GOAL =
Make an exact copy of all the material below, apart from the pictures.
╭─ DATA EXCERPT
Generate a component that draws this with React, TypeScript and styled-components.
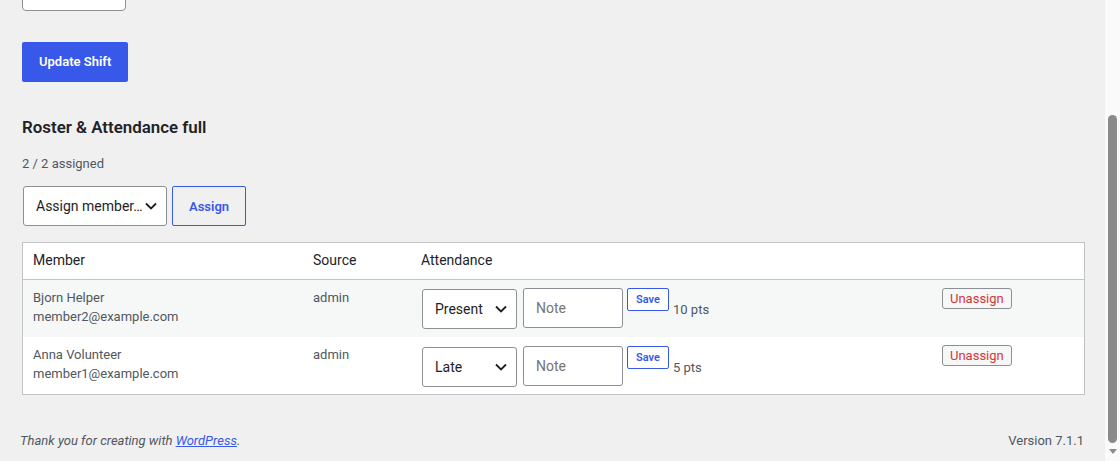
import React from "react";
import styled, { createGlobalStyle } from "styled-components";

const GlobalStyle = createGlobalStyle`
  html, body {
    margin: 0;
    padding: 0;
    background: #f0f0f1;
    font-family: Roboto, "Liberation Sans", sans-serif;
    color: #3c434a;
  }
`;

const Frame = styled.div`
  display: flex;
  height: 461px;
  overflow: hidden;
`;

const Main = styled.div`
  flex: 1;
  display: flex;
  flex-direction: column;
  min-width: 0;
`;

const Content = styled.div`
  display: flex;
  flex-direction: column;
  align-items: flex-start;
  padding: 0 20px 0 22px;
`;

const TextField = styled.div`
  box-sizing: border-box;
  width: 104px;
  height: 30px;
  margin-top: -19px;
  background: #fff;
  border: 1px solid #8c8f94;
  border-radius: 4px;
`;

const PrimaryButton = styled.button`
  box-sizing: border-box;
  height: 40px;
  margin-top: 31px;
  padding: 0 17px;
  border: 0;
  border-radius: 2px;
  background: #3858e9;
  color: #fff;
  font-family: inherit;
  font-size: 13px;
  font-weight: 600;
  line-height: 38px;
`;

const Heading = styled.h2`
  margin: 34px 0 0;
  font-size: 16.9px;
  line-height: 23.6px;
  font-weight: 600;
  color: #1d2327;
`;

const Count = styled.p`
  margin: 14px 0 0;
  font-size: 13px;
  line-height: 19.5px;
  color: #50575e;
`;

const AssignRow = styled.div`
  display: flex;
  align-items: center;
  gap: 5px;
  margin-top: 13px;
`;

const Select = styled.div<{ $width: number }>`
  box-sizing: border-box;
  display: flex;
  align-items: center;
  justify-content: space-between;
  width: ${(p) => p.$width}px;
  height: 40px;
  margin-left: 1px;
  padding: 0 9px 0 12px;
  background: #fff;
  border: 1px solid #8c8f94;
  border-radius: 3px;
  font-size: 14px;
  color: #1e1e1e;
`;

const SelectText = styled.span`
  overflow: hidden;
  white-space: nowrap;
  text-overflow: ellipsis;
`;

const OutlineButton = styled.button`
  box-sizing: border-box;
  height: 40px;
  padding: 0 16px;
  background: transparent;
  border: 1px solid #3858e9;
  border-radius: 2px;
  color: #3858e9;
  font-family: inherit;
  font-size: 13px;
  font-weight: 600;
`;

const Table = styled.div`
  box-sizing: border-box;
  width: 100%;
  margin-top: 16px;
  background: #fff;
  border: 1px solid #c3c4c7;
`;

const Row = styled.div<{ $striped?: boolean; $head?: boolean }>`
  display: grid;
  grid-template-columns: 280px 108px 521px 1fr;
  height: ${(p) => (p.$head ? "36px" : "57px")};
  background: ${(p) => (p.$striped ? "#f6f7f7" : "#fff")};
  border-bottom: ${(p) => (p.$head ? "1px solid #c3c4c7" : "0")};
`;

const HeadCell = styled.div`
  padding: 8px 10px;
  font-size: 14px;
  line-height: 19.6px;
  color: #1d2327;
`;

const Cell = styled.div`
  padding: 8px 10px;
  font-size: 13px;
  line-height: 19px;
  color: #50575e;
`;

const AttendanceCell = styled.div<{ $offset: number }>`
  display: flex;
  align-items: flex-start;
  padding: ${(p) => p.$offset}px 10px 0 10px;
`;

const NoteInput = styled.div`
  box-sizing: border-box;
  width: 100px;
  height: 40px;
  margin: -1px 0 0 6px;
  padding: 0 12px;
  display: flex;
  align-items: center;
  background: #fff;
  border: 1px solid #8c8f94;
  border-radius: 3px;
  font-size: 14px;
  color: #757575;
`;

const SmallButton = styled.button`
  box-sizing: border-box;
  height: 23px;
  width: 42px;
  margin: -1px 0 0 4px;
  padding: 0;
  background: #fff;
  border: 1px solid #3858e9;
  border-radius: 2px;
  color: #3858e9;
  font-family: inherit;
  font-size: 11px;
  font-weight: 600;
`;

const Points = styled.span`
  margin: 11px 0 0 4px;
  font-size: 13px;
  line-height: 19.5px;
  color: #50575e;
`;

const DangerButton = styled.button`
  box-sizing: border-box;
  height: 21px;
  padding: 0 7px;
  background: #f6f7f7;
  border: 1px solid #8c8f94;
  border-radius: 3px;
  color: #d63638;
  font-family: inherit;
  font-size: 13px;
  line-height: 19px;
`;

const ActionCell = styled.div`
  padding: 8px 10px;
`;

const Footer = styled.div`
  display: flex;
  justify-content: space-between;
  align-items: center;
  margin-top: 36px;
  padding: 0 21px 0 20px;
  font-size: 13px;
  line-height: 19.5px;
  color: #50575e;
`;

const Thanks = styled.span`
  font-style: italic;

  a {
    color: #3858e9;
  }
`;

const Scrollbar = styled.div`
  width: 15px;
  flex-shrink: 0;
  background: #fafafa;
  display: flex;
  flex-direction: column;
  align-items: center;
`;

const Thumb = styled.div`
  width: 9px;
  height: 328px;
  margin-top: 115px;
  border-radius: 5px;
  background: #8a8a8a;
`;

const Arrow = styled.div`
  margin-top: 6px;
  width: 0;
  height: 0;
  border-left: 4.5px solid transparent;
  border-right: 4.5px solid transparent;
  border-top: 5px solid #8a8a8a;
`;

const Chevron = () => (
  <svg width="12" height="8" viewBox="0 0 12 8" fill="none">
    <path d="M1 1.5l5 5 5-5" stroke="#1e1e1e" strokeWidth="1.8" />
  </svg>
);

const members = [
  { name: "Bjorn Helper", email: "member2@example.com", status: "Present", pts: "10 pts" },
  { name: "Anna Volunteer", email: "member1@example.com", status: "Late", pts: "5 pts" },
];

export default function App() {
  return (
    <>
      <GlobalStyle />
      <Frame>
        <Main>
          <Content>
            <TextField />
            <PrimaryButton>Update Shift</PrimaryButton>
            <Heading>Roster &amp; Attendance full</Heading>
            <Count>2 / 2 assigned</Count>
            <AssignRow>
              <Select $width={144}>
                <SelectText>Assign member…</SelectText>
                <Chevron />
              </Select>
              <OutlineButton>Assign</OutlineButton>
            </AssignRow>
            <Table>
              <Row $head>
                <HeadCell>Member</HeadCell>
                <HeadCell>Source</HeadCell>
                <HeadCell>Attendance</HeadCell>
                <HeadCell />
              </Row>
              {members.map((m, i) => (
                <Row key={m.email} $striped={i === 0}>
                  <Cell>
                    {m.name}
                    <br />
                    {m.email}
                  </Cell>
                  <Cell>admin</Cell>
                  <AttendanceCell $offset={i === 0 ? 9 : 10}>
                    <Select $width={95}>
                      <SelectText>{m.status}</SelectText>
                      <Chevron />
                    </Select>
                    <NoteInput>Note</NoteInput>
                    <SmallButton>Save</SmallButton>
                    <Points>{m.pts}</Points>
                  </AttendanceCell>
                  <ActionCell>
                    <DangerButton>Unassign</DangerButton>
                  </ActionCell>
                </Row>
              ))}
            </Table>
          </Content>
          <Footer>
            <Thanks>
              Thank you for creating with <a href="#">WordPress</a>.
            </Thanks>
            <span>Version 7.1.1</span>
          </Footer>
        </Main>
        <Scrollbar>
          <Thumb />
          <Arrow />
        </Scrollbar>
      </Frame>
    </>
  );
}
╰─
EXERCISE SOLUTION =
Generate a component that draws this with React, TypeScript and styled-components.
import React from "react";
import styled, { createGlobalStyle } from "styled-components";

const GlobalStyle = createGlobalStyle`
  html, body {
    margin: 0;
    padding: 0;
    background: #f0f0f1;
    font-family: Roboto, "Liberation Sans", sans-serif;
    color: #3c434a;
  }
`;

const Frame = styled.div`
  display: flex;
  height: 461px;
  overflow: hidden;
`;

const Main = styled.div`
  flex: 1;
  display: flex;
  flex-direction: column;
  min-width: 0;
`;

const Content = styled.div`
  display: flex;
  flex-direction: column;
  align-items: flex-start;
  padding: 0 20px 0 22px;
`;

const TextField = styled.div`
  box-sizing: border-box;
  width: 104px;
  height: 30px;
  margin-top: -19px;
  background: #fff;
  border: 1px solid #8c8f94;
  border-radius: 4px;
`;

const PrimaryButton = styled.button`
  box-sizing: border-box;
  height: 40px;
  margin-top: 31px;
  padding: 0 17px;
  border: 0;
  border-radius: 2px;
  background: #3858e9;
  color: #fff;
  font-family: inherit;
  font-size: 13px;
  font-weight: 600;
  line-height: 38px;
`;

const Heading = styled.h2`
  margin: 34px 0 0;
  font-size: 16.9px;
  line-height: 23.6px;
  font-weight: 600;
  color: #1d2327;
`;

const Count = styled.p`
  margin: 14px 0 0;
  font-size: 13px;
  line-height: 19.5px;
  color: #50575e;
`;

const AssignRow = styled.div`
  display: flex;
  align-items: center;
  gap: 5px;
  margin-top: 13px;
`;

const Select = styled.div<{ $width: number }>`
  box-sizing: border-box;
  display: flex;
  align-items: center;
  justify-content: space-between;
  width: ${(p) => p.$width}px;
  height: 40px;
  margin-left: 1px;
  padding: 0 9px 0 12px;
  background: #fff;
  border: 1px solid #8c8f94;
  border-radius: 3px;
  font-size: 14px;
  color: #1e1e1e;
`;

const SelectText = styled.span`
  overflow: hidden;
  white-space: nowrap;
  text-overflow: ellipsis;
`;

const OutlineButton = styled.button`
  box-sizing: border-box;
  height: 40px;
  padding: 0 16px;
  background: transparent;
  border: 1px solid #3858e9;
  border-radius: 2px;
  color: #3858e9;
  font-family: inherit;
  font-size: 13px;
  font-weight: 600;
`;

const Table = styled.div`
  box-sizing: border-box;
  width: 100%;
  margin-top: 16px;
  background: #fff;
  border: 1px solid #c3c4c7;
`;

const Row = styled.div<{ $striped?: boolean; $head?: boolean }>`
  display: grid;
  grid-template-columns: 280px 108px 521px 1fr;
  height: ${(p) => (p.$head ? "36px" : "57px")};
  background: ${(p) => (p.$striped ? "#f6f7f7" : "#fff")};
  border-bottom: ${(p) => (p.$head ? "1px solid #c3c4c7" : "0")};
`;

const HeadCell = styled.div`
  padding: 8px 10px;
  font-size: 14px;
  line-height: 19.6px;
  color: #1d2327;
`;

const Cell = styled.div`
  padding: 8px 10px;
  font-size: 13px;
  line-height: 19px;
  color: #50575e;
`;

const AttendanceCell = styled.div<{ $offset: number }>`
  display: flex;
  align-items: flex-start;
  padding: ${(p) => p.$offset}px 10px 0 10px;
`;

const NoteInput = styled.div`
  box-sizing: border-box;
  width: 100px;
  height: 40px;
  margin: -1px 0 0 6px;
  padding: 0 12px;
  display: flex;
  align-items: center;
  background: #fff;
  border: 1px solid #8c8f94;
  border-radius: 3px;
  font-size: 14px;
  color: #757575;
`;

const SmallButton = styled.button`
  box-sizing: border-box;
  height: 23px;
  width: 42px;
  margin: -1px 0 0 4px;
  padding: 0;
  background: #fff;
  border: 1px solid #3858e9;
  border-radius: 2px;
  color: #3858e9;
  font-family: inherit;
  font-size: 11px;
  font-weight: 600;
`;

const Points = styled.span`
  margin: 11px 0 0 4px;
  font-size: 13px;
  line-height: 19.5px;
  color: #50575e;
`;

const DangerButton = styled.button`
  box-sizing: border-box;
  height: 21px;
  padding: 0 7px;
  background: #f6f7f7;
  border: 1px solid #8c8f94;
  border-radius: 3px;
  color: #d63638;
  font-family: inherit;
  font-size: 13px;
  line-height: 19px;
`;

const ActionCell = styled.div`
  padding: 8px 10px;
`;

const Footer = styled.div`
  display: flex;
  justify-content: space-between;
  align-items: center;
  margin-top: 36px;
  padding: 0 21px 0 20px;
  font-size: 13px;
  line-height: 19.5px;
  color: #50575e;
`;

const Thanks = styled.span`
  font-style: italic;

  a {
    color: #3858e9;
  }
`;

const Scrollbar = styled.div`
  width: 15px;
  flex-shrink: 0;
  background: #fafafa;
  display: flex;
  flex-direction: column;
  align-items: center;
`;

const Thumb = styled.div`
  width: 9px;
  height: 328px;
  margin-top: 115px;
  border-radius: 5px;
  background: #8a8a8a;
`;

const Arrow = styled.div`
  margin-top: 6px;
  width: 0;
  height: 0;
  border-left: 4.5px solid transparent;
  border-right: 4.5px solid transparent;
  border-top: 5px solid #8a8a8a;
`;

const Chevron = () => (
  <svg width="12" height="8" viewBox="0 0 12 8" fill="none">
    <path d="M1 1.5l5 5 5-5" stroke="#1e1e1e" strokeWidth="1.8" />
  </svg>
);

const members = [
  { name: "Bjorn Helper", email: "member2@example.com", status: "Present", pts: "10 pts" },
  { name: "Anna Volunteer", email: "member1@example.com", status: "Late", pts: "5 pts" },
];

export default function App() {
  return (
    <>
      <GlobalStyle />
      <Frame>
        <Main>
          <Content>
            <TextField />
            <PrimaryButton>Update Shift</PrimaryButton>
            <Heading>Roster &amp; Attendance full</Heading>
            <Count>2 / 2 assigned</Count>
            <AssignRow>
              <Select $width={144}>
                <SelectText>Assign member…</SelectText>
                <Chevron />
              </Select>
              <OutlineButton>Assign</OutlineButton>
            </AssignRow>
            <Table>
              <Row $head>
                <HeadCell>Member</HeadCell>
                <HeadCell>Source</HeadCell>
                <HeadCell>Attendance</HeadCell>
                <HeadCell />
              </Row>
              {members.map((m, i) => (
                <Row key={m.email} $striped={i === 0}>
                  <Cell>
                    {m.name}
                    <br />
                    {m.email}
                  </Cell>
                  <Cell>admin</Cell>
                  <AttendanceCell $offset={i === 0 ? 9 : 10}>
                    <Select $width={95}>
                      <SelectText>{m.status}</SelectText>
                      <Chevron />
                    </Select>
                    <NoteInput>Note</NoteInput>
                    <SmallButton>Save</SmallButton>
                    <Points>{m.pts}</Points>
                  </AttendanceCell>
                  <ActionCell>
                    <DangerButton>Unassign</DangerButton>
                  </ActionCell>
                </Row>
              ))}
            </Table>
          </Content>
          <Footer>
            <Thanks>
              Thank you for creating with <a href="#">WordPress</a>.
            </Thanks>
            <span>Version 7.1.1</span>
          </Footer>
        </Main>
        <Scrollbar>
          <Thumb />
          <Arrow />
        </Scrollbar>
      </Frame>
    </>
  );
}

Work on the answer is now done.